The rule of thumb: if the greeting can help them do the season better or make them feel seen, send it. If it’s only there because the calendar says so, don’t.

Late December/Early January: The Energy Shifts

By late December and into January, the energy shifts. Boxes are being opened, sizes exchanged, gift cards redeemed — and yes, people are finally shopping for themselves.

Start with a quick care message. Keep it short and useful:

“Here’s how to care for your new piece.”

Put a real human in the reply-to. Concierge isn’t a cost center; it’s a loyalty feature.

Then offer a treat-yourself moment:

“You gave beautifully. Now it’s your turn.”

Curate a small edit based on your top sellers — two or three pieces that layer or pair naturally. Don’t fling the whole product assortment.

Thread in the why. Your story is the glue that makes everything feel worth keeping:

“Here’s why we do what we do, and how your purchase supports it.”

When customers understand the why, they feel better about the what.

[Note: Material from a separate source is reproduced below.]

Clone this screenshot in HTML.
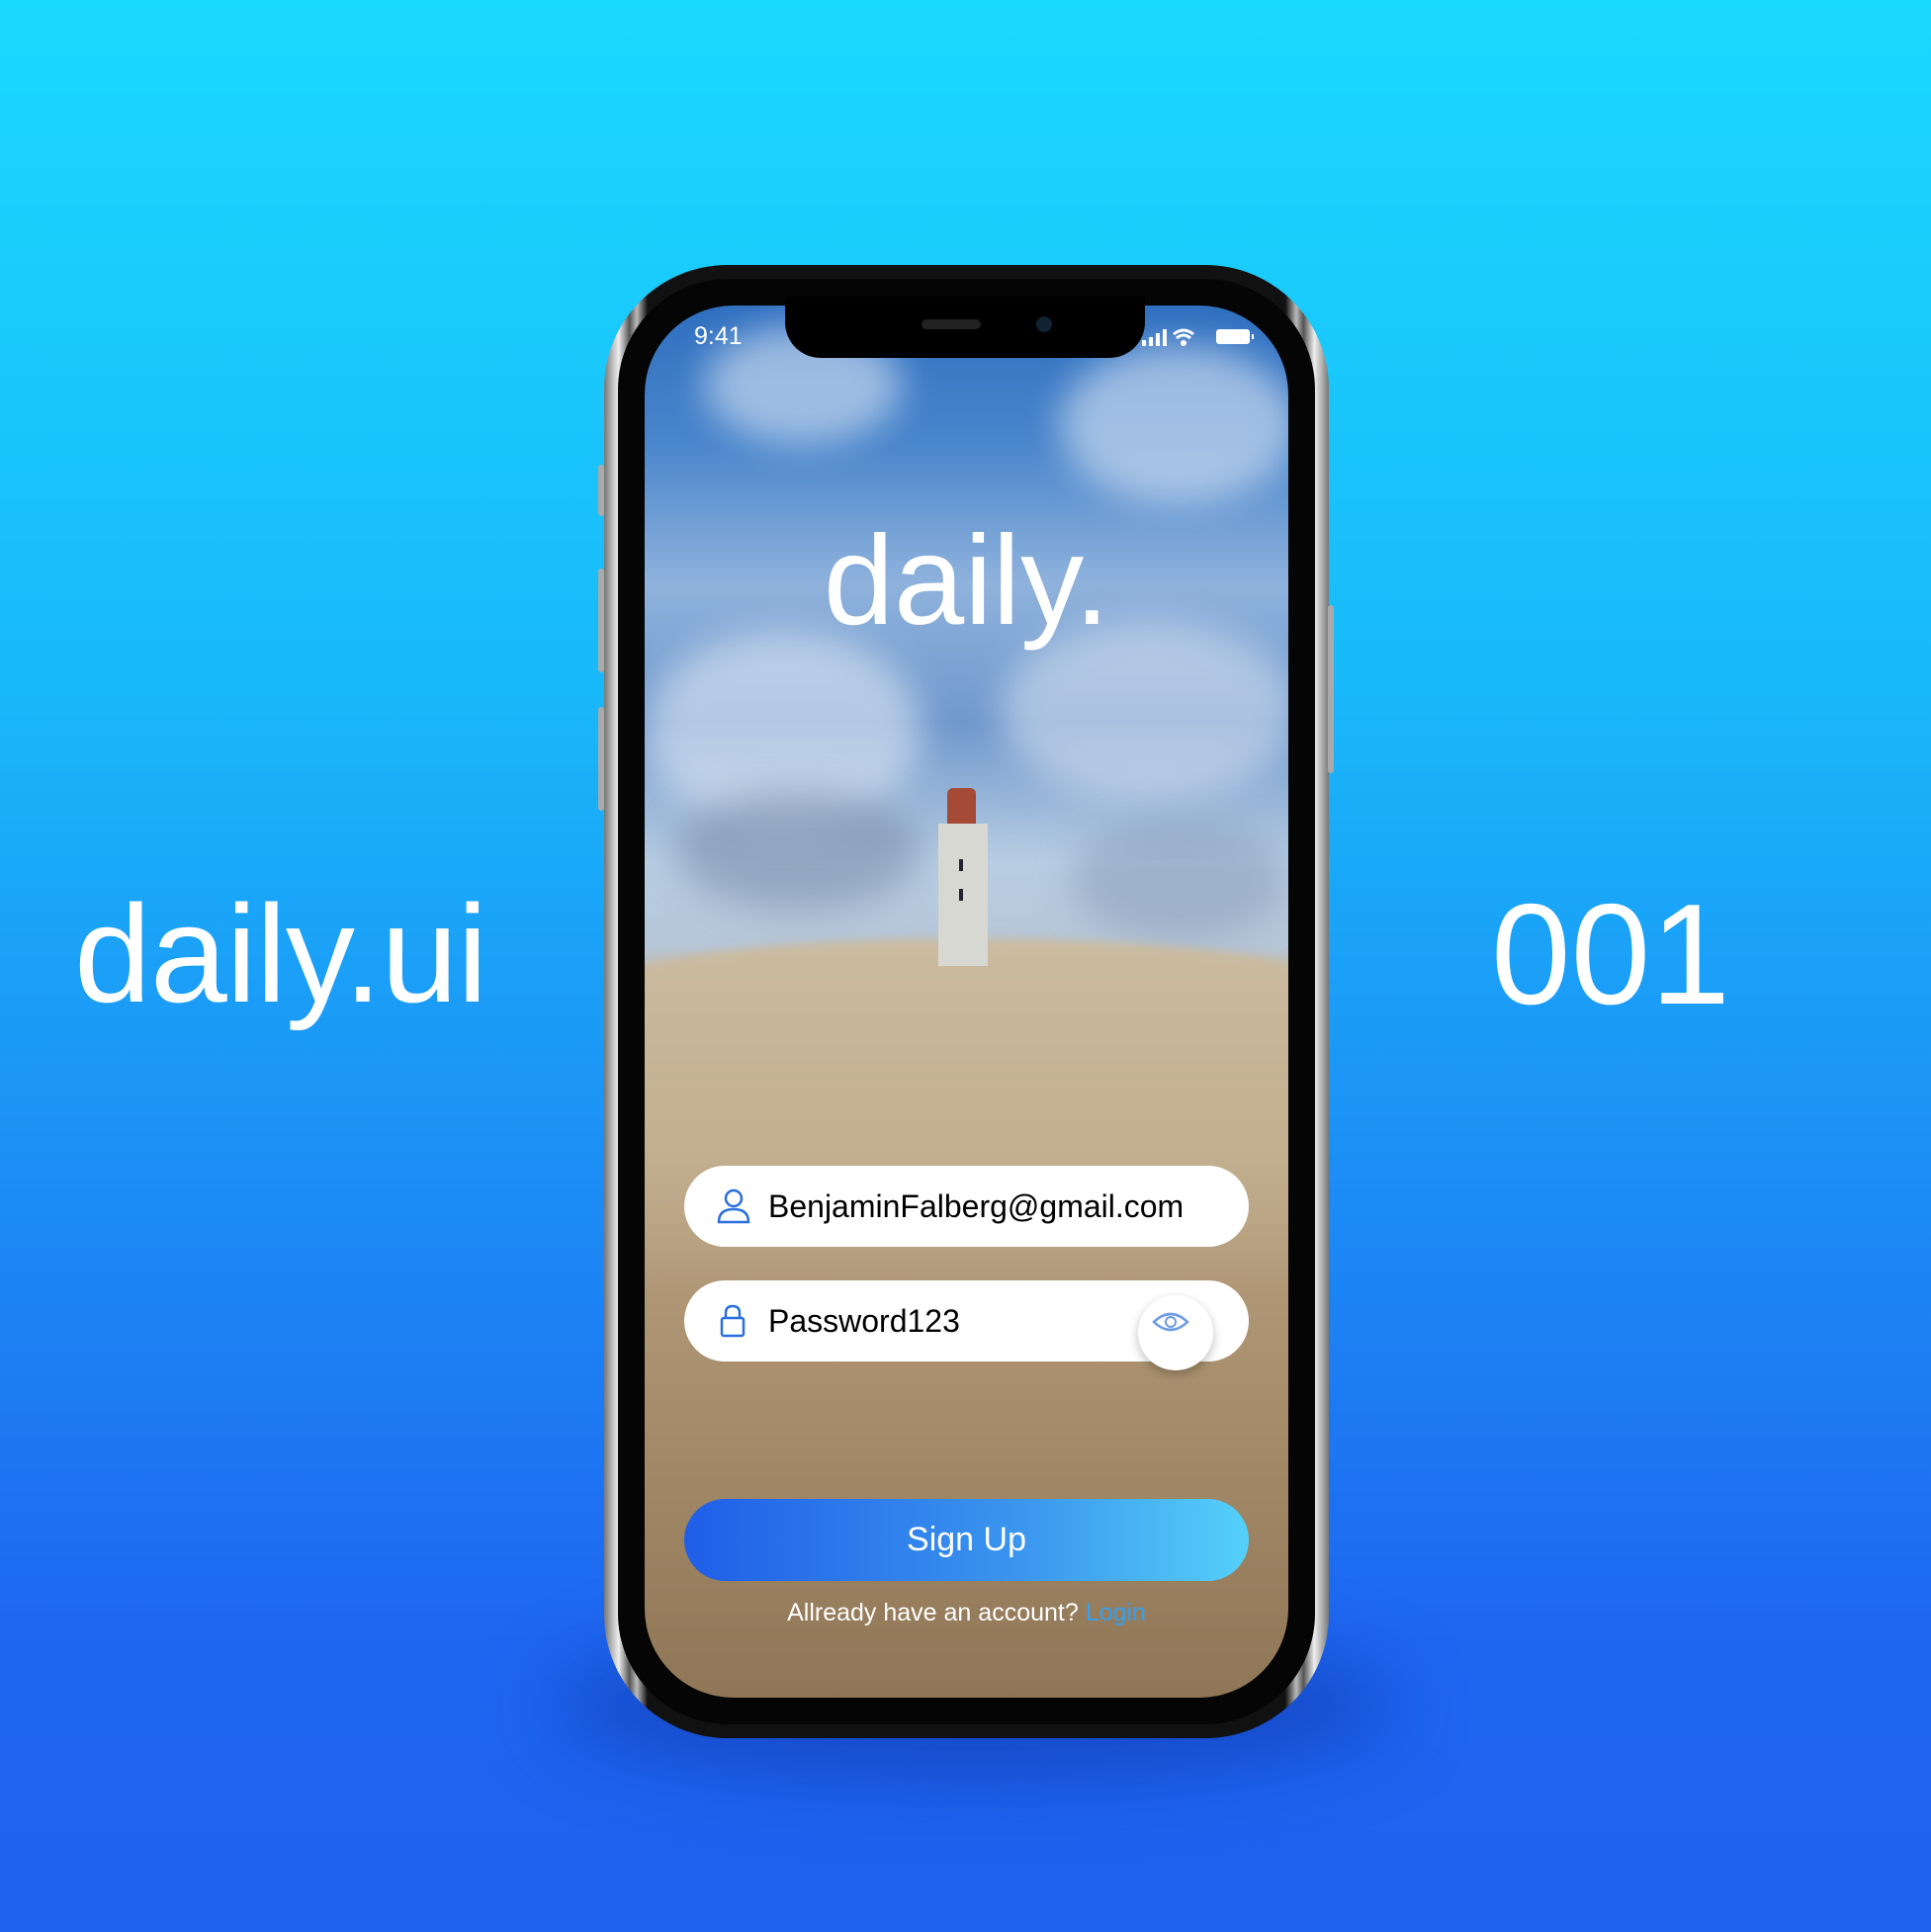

Finally, look forward with them. Your January note can be sincere thanks plus a gentle nudge:

“They loved their gift. For Valentine’s Day, here are three ideas they’ll treasure.”

Map the rest of the year, too—Mother’s Day, anniversaries, birthdays—whatever fits your brand.

Loyalty Formalized

If you’re ready, formalize loyalty. Keep it specific and simple:

  • Points for purchases.
  • “Give $20, Get $20” referrals.
  • Milestones like birthdays or a 10th-purchase gift.

Mention it lightly everywhere (email, packaging inserts, a clear site link) so it feels like an ongoing invitation, not a pop-up shouting for attention.

The Big Picture

Black Friday/Cyber Monday proves people are willing to buy. December proves what they’re willing to believe about your brand.

Keep showing up with story and service, and those one-time buyers become the people who tell your story back to you.

Now go turn those new customers into loyalists.